Oyun, evrensel zorundalığı olmayan, çoğulluk sorumluluğunun bilincinde politik bir mücadeleyi mümkün kıldığı gibi her biri farklı özneleri birbirine yakınlaştırarak “çoğulcu” hegemonyasını kurabilir. Bir performativite olanağı olmayı, yani kişinin karşı durduğuna bir bulaşma halini, muktediri bozmayı, tersyüz etmeyi de tanımlayabilir. Kadınların ve LGBTİ+’ların iradelerini ve baskı altında oluşlarını dile getirdikleri politik hareketin farklı bir bahçesi haline gelmesi mümkündür. Çünkü oyun sahasında oyunu eyleyenlerin memnuniyetinin temelinde, yani “kolektif kimlikler” arasında siyasal varoluş tutkularını besleyen bir yön vardır. Bu yüzden oyun ezilenler üzerinde toplumsal imgelemi -kadınların şort giyip top oynaması, transların açık kimlikle voleybol oynaması, şişmanların futbol oynaması,  vb.- sarsacak bir söylem/eylem imkânı sağlar. QO’in oyun esnasında yaşanılan “hatalara” ithafen geçtiğimiz yıllarda söylediği sloganlardan biri “ooo-laaa-biii-liir-kale, ooo-laaa- biii-liir kale olabilir kale” şeklinde; tabii bunun formu “olabilir forvet, olabilir kanat, olabilir servis” şeklinde değişebiliyordu, agonistik gereği... Oyun, demokratik bir pratik olabileceği gibi egemen ideolojiyi de soğurma ve yoğurma kapasitesi taşır. Tıpkı Süper Lig ikinci hafta Trabzonspor-Yeni Malatyaspor maçında Emine Bulut için düzenlenen saygı duruşunda -katledilen kadınlar için üzülmek gerekiyorsa ona da biz üzülürüz diyen erkeklerin kararıyla- Trabzonspor tribünlerinin bir dakikalık sessizlikte üçlü çekmesi gibi, milliyetçi erkeklik gereği…

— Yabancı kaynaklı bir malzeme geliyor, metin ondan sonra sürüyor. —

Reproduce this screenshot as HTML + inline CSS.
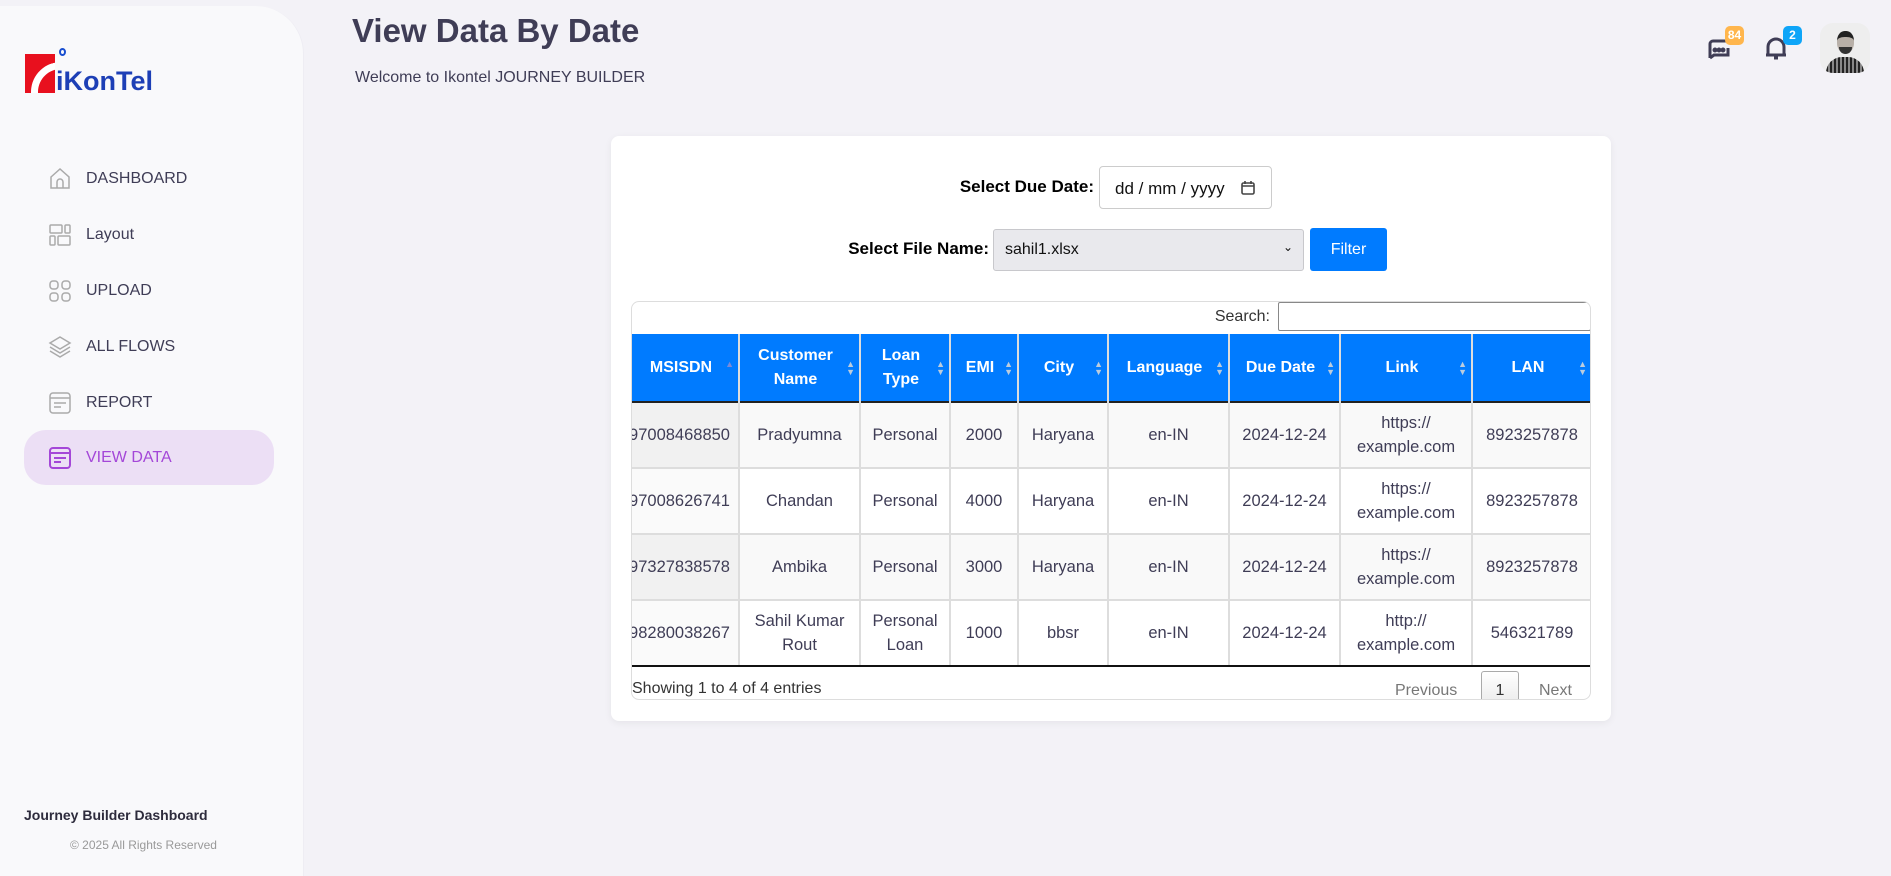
<!DOCTYPE html>
<html><head><meta charset="utf-8"><style>
*{box-sizing:border-box;margin:0;padding:0}
body{width:1891px;height:870px;background:#f3f2f7;font-family:"Liberation Sans",sans-serif;position:relative;overflow:hidden;color:#3f3d56}
.sb{position:absolute;left:0;top:6px;width:304px;height:870px;background:#f9f9fb;border-top-right-radius:48px;border-right:1px solid #eeedf3}
.nav{position:absolute;left:24px;width:250px;height:55px;display:flex;align-items:center;font-size:16px;color:#3f3d56}
.nav svg{position:absolute;left:24px}
.nav span{position:absolute;left:62px}
.act{background:#ecdff5;border-radius:22px;color:#a447d8}
.abs{position:absolute}
.card{position:absolute;left:611px;top:136px;width:1000px;height:585px;background:#fff;border-radius:8px;box-shadow:0 2px 8px rgba(0,0,0,.06)}
.wrap{position:absolute;left:631px;top:301px;width:960px;height:399px;border:1px solid #ddd;border-radius:8px;overflow:hidden;background:#fff}
table{position:absolute;left:0;top:32px;border-collapse:collapse;table-layout:fixed;width:959px}
th{background:#007bff;color:#fff;font-weight:bold;font-size:16px;height:68px;border-left:2px solid #ddd;line-height:24px;position:relative;padding:0 12px 0 4px}
th:first-child{border-left:none}
th .s{position:absolute;right:4px;top:26px;font-size:9px;line-height:8px;color:#bcd}
td{font-size:16.5px;line-height:24px;text-align:center;border-left:2px solid #ddd;border-top:2px solid #ddd;color:#3f3d56;padding:0 2px;white-space:normal}
td:first-child{border-left:none;text-align:right;overflow:hidden;white-space:nowrap;direction:rtl;padding-right:8px}
tr.o td{background:#f9f9f9}
tr.o td:first-child{background:#f1f1f1}
tr.e td:first-child{background:#fafafa}
tbody tr{height:66px}
tbody tr:first-child td{border-top:2px solid #222}
tbody tr:last-child td{border-bottom:2px solid #111}
.badge{position:absolute;width:19px;height:19px;border-radius:5px;color:#fff;font-size:12px;font-weight:bold;text-align:center;line-height:19px}
</style></head><body>
<div class="sb">
 <div class="abs" style="left:25px;top:48px;width:30px;height:39px;background:#e8101e;overflow:hidden">
  <div style="position:absolute;left:6px;top:8px;width:60px;height:60px;border-radius:50%;border:7px solid #fff;border-right-color:transparent;border-bottom-color:transparent;transform:rotate(-15deg)"></div>
 </div>
 <div class="abs" style="left:59px;top:42px;width:7px;height:8px;border:2px solid #1a4fd0;border-radius:50%"></div>
 <div class="abs" style="left:56px;top:60px;font-size:27px;font-weight:bold;color:#1d3fb6;letter-spacing:0">iKonTel</div>

 <div class="nav" style="top:145px"><svg width="24" height="24" viewBox="0 0 24 24" fill="none" stroke="#aaa" stroke-width="1.5"><path d="M3 10l9-8 9 8v11H3z"/><path d="M9 21v-6a3 3 0 016 0v6"/></svg><span>DASHBOARD</span></div>
 <div class="nav" style="top:201px"><svg width="24" height="24" viewBox="0 0 24 24" fill="none" stroke="#aaa" stroke-width="1.5"><rect x="2" y="2" width="12" height="8" rx="1"/><rect x="17" y="2" width="5" height="8" rx="1"/><rect x="2" y="13" width="5" height="9" rx="1"/><rect x="10" y="13" width="12" height="9" rx="1"/></svg><span>Layout</span></div>
 <div class="nav" style="top:257px"><svg width="24" height="24" viewBox="0 0 24 24" fill="none" stroke="#aaa" stroke-width="1.5"><rect x="2" y="2" width="8" height="8" rx="3"/><rect x="14" y="2" width="8" height="8" rx="3"/><rect x="2" y="14" width="8" height="8" rx="3"/><rect x="14" y="14" width="8" height="8" rx="3"/></svg><span>UPLOAD</span></div>
 <div class="nav" style="top:313px"><svg width="24" height="24" viewBox="0 0 24 24" fill="none" stroke="#aaa" stroke-width="1.5"><path d="M12 2l10 6-10 6-10-6z"/><path d="M2 12l10 6 10-6"/><path d="M2 16l10 6 10-6"/></svg><span>ALL FLOWS</span></div>
 <div class="nav" style="top:369px"><svg width="24" height="24" viewBox="0 0 24 24" fill="none" stroke="#aaa" stroke-width="1.5"><rect x="2" y="2" width="20" height="20" rx="3"/><path d="M2 7h20M6 12h12M6 16h7"/></svg><span>REPORT</span></div>
 <div class="nav act" style="top:424px"><svg width="24" height="24" viewBox="0 0 24 24" fill="none" stroke="#a447d8" stroke-width="2"><rect x="2" y="2" width="20" height="20" rx="3"/><path d="M2 7h20M6 12h12M6 16h7"/></svg><span>VIEW DATA</span></div>

 <div class="abs" style="left:24px;top:801px;font-size:14px;font-weight:bold;color:#2d2b3c">Journey Builder Dashboard</div>
 <div class="abs" style="left:70px;top:832px;font-size:12px;color:#999">© 2025 All Rights Reserved</div>
</div>

<div class="abs" style="left:352px;top:12px;font-size:33px;font-weight:bold;color:#3f3d56">View Data By Date</div>
<div class="abs" style="left:355px;top:69px;font-size:16px;color:#3f3d56">Welcome to Ikontel JOURNEY BUILDER</div>

<svg class="abs" style="left:1704px;top:38px" width="28" height="24" viewBox="0 0 28 24" fill="none" stroke="#3f3d56" stroke-width="3"><path d="M6 20V6a3 3 0 013-3h14"/><path d="M6 20l4-3h14v-7"/><circle cx="11" cy="12" r="1" fill="#3f3d56"/><circle cx="15" cy="12" r="1" fill="#3f3d56"/><circle cx="19" cy="12" r="1" fill="#3f3d56"/></svg>
<div class="badge" style="left:1725px;top:26px;background:#ffb64d">84</div>
<svg class="abs" style="left:1764px;top:36px" width="24" height="24" viewBox="0 0 24 24" fill="none" stroke="#3f3d56" stroke-width="3"><path d="M4 19V11a8 8 0 0116 0v8"/><path d="M2 19h20M10 22h4"/></svg>
<div class="badge" style="left:1783px;top:26px;background:#0ea5f8">2</div>
<div class="abs" style="left:1820px;top:23px;width:50px;height:50px;border-radius:13px;background:#eee;overflow:hidden">
 <div style="position:absolute;left:17px;top:8px;width:17px;height:22px;border-radius:45%;background:#b8b0a8;border-top:6px solid #222"></div>
 <div style="position:absolute;left:19px;top:24px;width:13px;height:7px;border-radius:0 0 7px 7px;background:#333"></div>
 <div style="position:absolute;left:6px;top:34px;width:38px;height:20px;border-radius:16px 16px 0 0;background:repeating-linear-gradient(90deg,#222 0 2px,#888 2px 4px)"></div>
</div>

<div class="card"></div>
<div class="abs" style="left:940px;top:177px;width:154px;text-align:right;font-size:17px;font-weight:bold;color:#000">Select Due Date:</div>
<div class="abs" style="left:1099px;top:166px;width:173px;height:43px;border:1px solid #ccc;border-radius:4px;background:#fff;font-size:17px;color:#111;padding:12px 0 0 15px">dd / mm / yyyy
 <svg class="abs" style="left:140px;top:13px" width="16" height="16" viewBox="0 0 16 16" fill="none" stroke="#444" stroke-width="1.6"><rect x="2" y="3" width="12" height="11" rx="1.5"/><path d="M2 6h12M5 1v3M11 1v3"/></svg></div>
<div class="abs" style="left:820px;top:239px;width:169px;text-align:right;font-size:17px;font-weight:bold;color:#000">Select File Name:</div>
<div class="abs" style="left:993px;top:229px;width:311px;height:42px;border:1px solid #c8c8cc;border-radius:3px;background:#e9e9ed;font-size:16px;color:#111;padding:11px 0 0 11px">sahil1.xlsx<span style="position:absolute;right:10px;top:10px;font-size:12px">&#8964;</span></div>
<div class="abs" style="left:1310px;top:228px;width:77px;height:43px;background:#007bff;border-radius:3px;color:#fff;font-size:16px;text-align:center;line-height:43px">Filter</div>

<div class="wrap">
 <div class="abs" style="left:580px;top:6px;width:58px;text-align:right;font-size:16px;color:#333">Search:</div>
 <div class="abs" style="left:646px;top:0;width:313px;height:29px;border:1px solid #888;border-radius:2px"></div>
 <table>
 <colgroup><col style="width:107px"><col style="width:121px"><col style="width:90px"><col style="width:68px"><col style="width:90px"><col style="width:121px"><col style="width:111px"><col style="width:132px"><col style="width:119px"></colgroup>
 <thead><tr><th>MSISDN<span class="s" style="color:#7a8ad8">▲</span></th><th>Customer Name<span class="s">▲<br>▼</span></th><th>Loan Type<span class="s">▲<br>▼</span></th><th>EMI<span class="s">▲<br>▼</span></th><th>City<span class="s">▲<br>▼</span></th><th>Language<span class="s">▲<br>▼</span></th><th>Due Date<span class="s">▲<br>▼</span></th><th>Link<span class="s">▲<br>▼</span></th><th>LAN<span class="s">▲<br>▼</span></th></tr></thead>
 <tbody>
 <tr class="o"><td>97008468850</td><td>Pradyumna</td><td>Personal</td><td>2000</td><td>Haryana</td><td>en-IN</td><td>2024-12-24</td><td>https://<br>example.com</td><td>8923257878</td></tr>
 <tr class="e"><td>97008626741</td><td>Chandan</td><td>Personal</td><td>4000</td><td>Haryana</td><td>en-IN</td><td>2024-12-24</td><td>https://<br>example.com</td><td>8923257878</td></tr>
 <tr class="o"><td>97327838578</td><td>Ambika</td><td>Personal</td><td>3000</td><td>Haryana</td><td>en-IN</td><td>2024-12-24</td><td>https://<br>example.com</td><td>8923257878</td></tr>
 <tr class="e"><td>98280038267</td><td>Sahil Kumar Rout</td><td>Personal Loan</td><td>1000</td><td>bbsr</td><td>en-IN</td><td>2024-12-24</td><td>http://<br>example.com</td><td>546321789</td></tr>
 </tbody></table>
 <div class="abs" style="left:0;top:378px;font-size:16px;color:#333">Showing 1 to 4 of 4 entries</div>
 <div class="abs" style="left:763px;top:380px;font-size:16px;color:#777">Previous</div>
 <div class="abs" style="left:849px;top:369px;width:38px;height:40px;border:1px solid #aaa;border-radius:3px;background:linear-gradient(#fff,#e8e8e8);font-size:16px;text-align:center;padding-top:10px;color:#333">1</div>
 <div class="abs" style="left:907px;top:380px;font-size:16px;color:#777">Next</div>
</div>
</body></html>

Oyunun bu kapsayıcı olanağına ve tek bir sınıfsal bağın dışında, çoğulcu eylemsel bir olanak sunmasına mesiyanik bir görev atfetmiyorum. Özellikle bu tarz yapılar daha çok kırılgandır, başka forma ihtiyaç duyabilir ve siyasi hiyerarşiyi tekrardan üretme tehlikesini yarattığı anda heterojenliğini yitirebilir. Çok-kutuplu demokrasiyi benimseyen feminist kuir yapılar, öznelerinin birbiriyle ilişkilenmeyi ya da etkileşmeyi göz ardı ettiğinde; yürütücülüğün ve bilginin yeterince paylaşım ağına girmemesiyle, belli bir grubun merkezinde kalarak hareketsiz hale gelmesiyle, çok-kimlikli oyunun demokratik normunu yitirmesi kaçınılmaz olur. Oyun içerisinde veya başka bir alanda kendilerini tarihsel özneler olarak kurmak isteyen baskı altındaki kimliklerin, direniş ve neşe tahayyüllerini, bir başka deyişle eşitlik istençlerine olanak sağlayacak performans mekânlarını bütünlüklü/biricik düşünmemesi ancak devamlılığı sağlayabilir. “Benim gibi olmayanın değerli olduğu” fikrindeki demokrasiyi olumlayan grupların amaçları doğrultusunda her daim daha eşitlikçi olmayı göz ardı etmeleri, demokrasinin etiğine çaba harcamamak olur. Bir süre sonra elitistleşen radikal demokrasi dayanağı oluşumlar bir bir eriyip gitti; bazılarına tanığızdır da. Başka işlerin devamı için sona gelecek olursak, Türkiye’de bir ilk olan Queer Olympix’in radikal demokratik gücünü ve yaratıcılığını sürdürmeye umarım imkânı olur. Bu yukarıda saydığım unsurları gözden uzak tutmadan ve diğer muhalif yapıların destek mekanizmalarını seferber etmeleriyle canlı ittifaklar mümkün gözüküyor. Toplumsal değişimi ümit ettiğimiz bir dünyayı oyun içinde hayal etmek zor değil.